In a historic address to the Irish parliament on Wednesday, Taoiseach Micheál Martin delivered an official state apology to survivors of institutional abuse, acknowledging decades of systemic failure and injustice. The emotional ceremony marked a pivotal moment for approximately 4,000 individuals who endured traumatic childhoods in Ireland’s industrial and reformatory schools.
Miriam Moriarty Owens, a County Kerry survivor separated from her mother at just one year old, expressed profound relief at the government’s recognition. “They criminalized us as children when we had done nothing wrong,” stated Owens, capturing the collective trauma of generations wrongly treated as offenders. Her testimony reveals the dehumanizing practices within these institutions: “They took your name away and gave you a number… They took your personality, your dignity, your everything.”

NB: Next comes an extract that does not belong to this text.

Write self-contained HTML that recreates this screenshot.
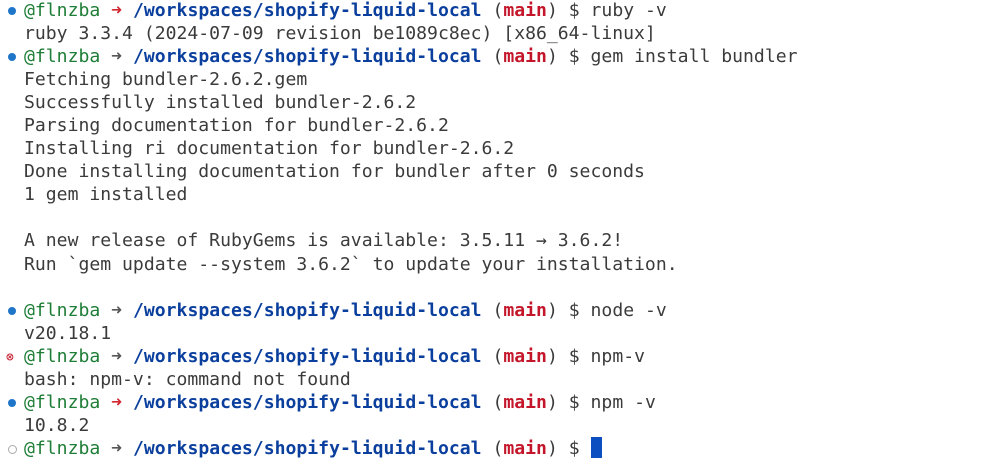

The apology specifically addresses the longstanding demand to clarify that no survivor should bear criminal records solely due to their institutionalization. This breakthrough follows a dramatic 51-day hunger strike last year involving four elderly survivors including Owens, Mary Donovan, Maurice Patton O’Connell and Mary Dunlevy Greene. These protesters, now in their 50s to 70s, sustained themselves on only “water, milk, vitamins and tea” to draw attention to their cause.
Beyond symbolic repentance, the government announced concrete support measures including certification clearing criminal records for both living and deceased survivors, dedicated health liaison officers, educational grants, social housing prioritization, and funeral cost assistance. The comprehensive response acknowledges what Martin described as “harrowing, heart breaking and wrong” treatment inflicted on innocent children.
While this apology builds upon former Taoiseach Bertie Ahern’s 1999 state apology, it represents the first official recognition that institutionalized children were wrongly criminalized by the system meant to protect them.